Benchmark Development

To evaluate and improve our agents, we curated a benchmark dataset consisting of over 250 entries from 10 open-source repositories. This benchmark helped us:

Measure the accuracy of code retrieval
Assess the quality of generated code
Compare performance across different model versions

In-Context Learning

We leveraged in-context learning to improve the agent's ability to adapt to different codebases and programming styles. By providing relevant examples from the codebase, we could guide the model to generate code that matched the project's conventions.

Results and Insights

Our initial implementation achieved a baseline top-k retrieval accuracy of 35%, which provided a solid foundation for further improvements. Through iterative refinement, we learned several important lessons:

Chunking Strategy Matters: The way code is divided into chunks significantly impacts retrieval performance.
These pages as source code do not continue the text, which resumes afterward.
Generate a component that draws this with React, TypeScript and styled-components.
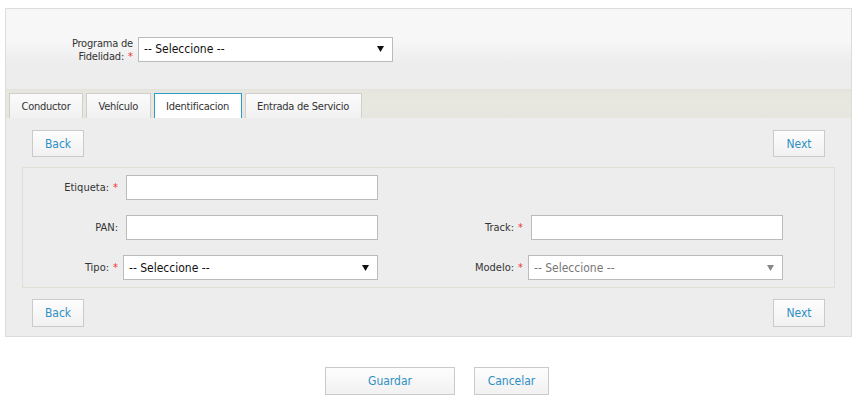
import React from "react";
import styled, { createGlobalStyle } from "styled-components";

const Global = createGlobalStyle`
  html, body { margin: 0; padding: 0; background: #fff; }
  body { font-family: "DejaVu Sans Condensed", Tahoma, "DejaVu Sans", sans-serif; font-size: 11px; color: #333; }
  * { box-sizing: border-box; }
`;

const Page = styled.div`
  padding: 8px 5px 0 5px;
`;

const Panel = styled.div`
  border: 1px solid #dcdcdc;
  background: #ededed;
`;

const TopSection = styled.div`
  height: 80px;
  background: linear-gradient(#f7f7f7 0px, #f7f7f7 32px, #ededed 54px, #ededed 100%);
  display: flex;
  align-items: center;
`;

const TopLabel = styled.label`
  width: 127px;
  display: flex;
  flex-direction: column;
  align-items: flex-end;
  white-space: nowrap;
  font-size: 11px;
  letter-spacing: -0.2px;
  color: #333;
  margin-right: 5px;
  padding-top: 1px;
`;

const LabelLine = styled.span`
  display: block;
  height: 13px;
  line-height: 13px;
`;

const Req = styled.span`
  color: #ee3333;
  margin-left: 4px;
  letter-spacing: 0;
`;

const SelectBox = styled.div<{ $w: number; $disabled?: boolean }>`
  width: ${(p) => p.$w}px;
  height: 25px;
  border: 1px solid #bbb;
  background: #fff;
  display: flex;
  align-items: center;
  justify-content: space-between;
  padding: 0 8px 0 5px;
  font-size: 12px;
  color: ${(p) => (p.$disabled ? "#777" : "#111")};
`;

const TabStrip = styled.div`
  height: 29px;
  background: linear-gradient(#e6e5de, #e8e7e0 60%, #e6e5de);
  display: flex;
  align-items: flex-end;
  gap: 3px;
  padding-left: 3px;
  border-top: 1px solid #e3e2db;
`;

const Tab = styled.div<{ $active?: boolean }>`
  height: 25px;
  padding: 0 11.5px;
  display: flex;
  align-items: center;
  font-size: 11px;
  letter-spacing: -0.25px;
  color: #333;
  background: ${(p) => (p.$active ? "#fff" : "linear-gradient(#fbfbfb, #f1f1f1)")};
  border: 1px solid ${(p) => (p.$active ? "#2b9ccf" : "#cfcfcf")};
  border-bottom: none;
`;

const Content = styled.div`
  padding: 12px 26px 9px 16px;
`;

const NavRow = styled.div`
  display: flex;
  justify-content: space-between;
  padding-left: 10px;
`;

const Button = styled.button<{ $w?: number; $h?: number }>`
  width: ${(p) => p.$w ?? 52}px;
  height: ${(p) => p.$h ?? 27}px;
  border: 1px solid #cacaca;
  background: linear-gradient(#fdfdfd, #f1f1f1);
  color: #2e8fc4;
  font-family: "DejaVu Sans Condensed", Tahoma, "DejaVu Sans", sans-serif;
  font-size: 12px;
  padding: 0;
  cursor: pointer;
`;

const Fieldset = styled.div`
  margin: 10px -10px 11px 0;
  border: 1px solid #e0dfd6;
  padding: 7px 0 7px 0;
  display: grid;
  grid-template-columns: 100px 255px 50px 100px 255px 50px;
  grid-auto-rows: 25px;
  row-gap: 15px;
`;

const FieldLabel = styled.label<{ $col: number }>`
  grid-column: ${(p) => p.$col};
  display: flex;
  align-items: center;
  justify-content: flex-end;
  padding-right: 5px;
  font-size: 11px;
  color: #333;
  white-space: nowrap;
`;

const Cell = styled.div<{ $col: number }>`
  grid-column: ${(p) => p.$col};
  display: flex;
  justify-content: flex-end;
`;

const TextInput = styled.input`
  width: 252px;
  height: 25px;
  border: 1px solid #bbb;
  background: #fff;
  font-size: 12px;
  padding: 0 4px;
  outline: none;
`;

const Footer = styled.div`
  display: flex;
  justify-content: center;
  align-items: flex-start;
  gap: 19px;
  padding: 30px 0 0 17px;
`;

const Arrow = ({ color }: { color: string }) => (
  <svg width="7" height="6" viewBox="0 0 7 6">
    <path d="M0 0 H7 L3.5 6 Z" fill={color} />
  </svg>
);

const Select = ({ w, disabled }: { w: number; disabled?: boolean }) => (
  <SelectBox $w={w} $disabled={disabled}>
    <span>-- Seleccione --</span>
    <Arrow color={disabled ? "#888" : "#111"} />
  </SelectBox>
);

export default function App() {
  return (
    <Page>
      <Global />
      <Panel>
        <TopSection>
          <TopLabel>
            <LabelLine>Programa de</LabelLine>
            <LabelLine>
              <span>Fidelidad:</span>
              <Req>*</Req>
            </LabelLine>
          </TopLabel>
          <Select w={255} />
        </TopSection>
        <TabStrip>
          <Tab>Conductor</Tab>
          <Tab>Vehículo</Tab>
          <Tab $active>Identificacion</Tab>
          <Tab>Entrada de Servicio</Tab>
        </TabStrip>
        <Content>
          <NavRow>
            <Button>Back</Button>
            <Button>Next</Button>
          </NavRow>
          <Fieldset>
            <FieldLabel $col={1}>
              Etiqueta:<Req>*</Req>
            </FieldLabel>
            <Cell $col={2}>
              <TextInput />
            </Cell>
            <FieldLabel $col={1}>PAN:</FieldLabel>
            <Cell $col={2}>
              <TextInput />
            </Cell>
            <FieldLabel $col={4}>
              Track:<Req>*</Req>
            </FieldLabel>
            <Cell $col={5}>
              <TextInput />
            </Cell>
            <FieldLabel $col={1}>
              Tipo:<Req>*</Req>
            </FieldLabel>
            <Cell $col={2}>
              <Select w={255} />
            </Cell>
            <FieldLabel $col={4}>
              Modelo:<Req>*</Req>
            </FieldLabel>
            <Cell $col={5}>
              <Select w={255} disabled />
            </Cell>
          </Fieldset>
          <NavRow>
            <Button $h={28}>Back</Button>
            <Button $h={28}>Next</Button>
          </NavRow>
        </Content>
      </Panel>
      <Footer>
        <Button $w={130} $h={28}>Guardar</Button>
        <Button $w={75} $h={28}>Cancelar</Button>
      </Footer>
    </Page>
  );
}
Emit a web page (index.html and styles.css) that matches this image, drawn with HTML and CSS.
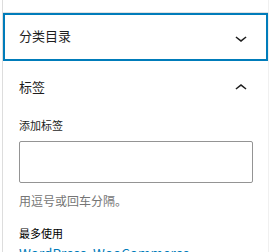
FILE: index.html
```html
<!DOCTYPE html>
<html lang="zh-CN">
<head>
    <meta charset="UTF-8">
    <meta name="viewport" content="width=device-width, initial-scale=1.0">
    <title>标签</title>
    <link rel="stylesheet" href="styles.css">
</head>
<body>
    <div class="sidebar">
        <div class="panel panel-first">
            <button class="panel-toggle is-focused">
                <span>分类目录</span>
                <svg class="chevron" viewBox="0 0 24 24" width="24" height="24"><path d="M17.5 11.6L12 16l-5.5-4.4.9-1.2L12 14l4.6-3.6 1 1.2z"/></svg>
            </button>
        </div>
        <div class="panel panel-open">
            <button class="panel-toggle">
                <span>标签</span>
                <svg class="chevron" viewBox="0 0 24 24" width="24" height="24"><path d="M6.5 12.4L12 8l5.5 4.4-.9 1.2L12 10l-4.6 3.6-1-1.2z"/></svg>
            </button>
            <div class="panel-content">
                <label class="tag-label" for="tags">添加标签</label>
                <input class="tag-input" id="tags" type="text">
                <p class="help">用逗号或回车分隔。</p>
                <h4 class="most-used">最多使用</h4>
                <div class="tag-links"><a href="#">WordPress</a>, <a href="#">WooCommerce</a></div>
            </div>
        </div>
    </div>
</body>
</html>
```

FILE: styles.css
```css
body {
    margin: 0;
    font-family: "Noto Sans CJK SC", "Noto Sans", sans-serif;
    color: #1e1e1e;
    background: #fff;
}
.sidebar {
    margin-left: 2px;
    width: 265px;
    min-height: 252px;
    padding-top: 12px;
    border-left: 1px solid #ddd;
    border-right: 1px solid #f0f0f0;
    box-sizing: content-box;
}
.panel {
    border-top: 1px solid #e0e0e0;
}
.panel-first {
    margin-bottom: 2px;
}
.panel-open {
    border-top: none;
}
.panel-toggle {
    display: flex;
    align-items: center;
    justify-content: space-between;
    width: 100%;
    height: 48px;
    padding: 0 15px 0 16px;
    border: none;
    background: #fff;
    font-family: inherit;
    font-size: 13px;
    color: #1e1e1e;
    text-align: left;
    box-sizing: border-box;
}
.panel-toggle span {
    margin-top: -2px;
}
.panel-first .panel-toggle span {
    margin-top: -4px;
}
.panel-toggle .chevron {
    fill: #1e1e1e;
    margin-top: 2px;
}
.is-focused {
    box-shadow: inset 0 0 0 2px #007cba;
}
.panel-content {
    padding: 6px 15px 0 16px;
}
.tag-label {
    display: block;
    font-size: 11px;
    line-height: 16px;
}
.tag-input {
    display: block;
    width: 234px;
    height: 42px;
    margin-top: 8px;
    border: 1px solid #949494;
    border-radius: 2px;
    box-sizing: border-box;
}
.help {
    margin: 10px 0 0;
    font-size: 12px;
    line-height: 16px;
    color: #757575;
}
.most-used {
    margin: 16px 0 0;
    font-size: 11px;
    line-height: 16px;
    font-weight: normal;
    color: #000;
}
.tag-links {
    margin-top: 2px;
    font-size: 13.5px;
    line-height: 20px;
    color: #007cba;
}
.tag-links a {
    color: #007cba;
    text-decoration: none;
}
```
Finding the right balance between chunk size and semantic coherence is crucial.
User Experience is Key: Technical performance metrics are important, but user experience considerations like response time, clarity of explanations, and the ability to refine requests are equally critical.
Domain-Specific Fine-Tuning: Models fine-tuned on programming tasks perform significantly better than general-purpose models, even when the latter have more parameters.

Future Directions

The field of AI-assisted software engineering is rapidly evolving, and there are several exciting directions for future work:

Multi-Modal Understanding: Incorporating documentation, diagrams, and other non-code artifacts into the agent's understanding.
Long-Term Memory: Developing mechanisms for agents to remember past interactions and project-specific details over extended periods.
Collaborative Workflows: Creating agents that can effectively collaborate with human developers, understanding when to suggest solutions versus when to ask for clarification.

Conclusion

Building software engineering agents presents unique challenges but also offers tremendous potential to enhance developer productivity. By focusing on repository-level understanding, rigorous benchmarking, and user experience, we can create AI assistants that truly augment human capabilities in software development.

The journey toward more capable software engineering agents is just beginning, and I'm excited to see how this field evolves in the coming years.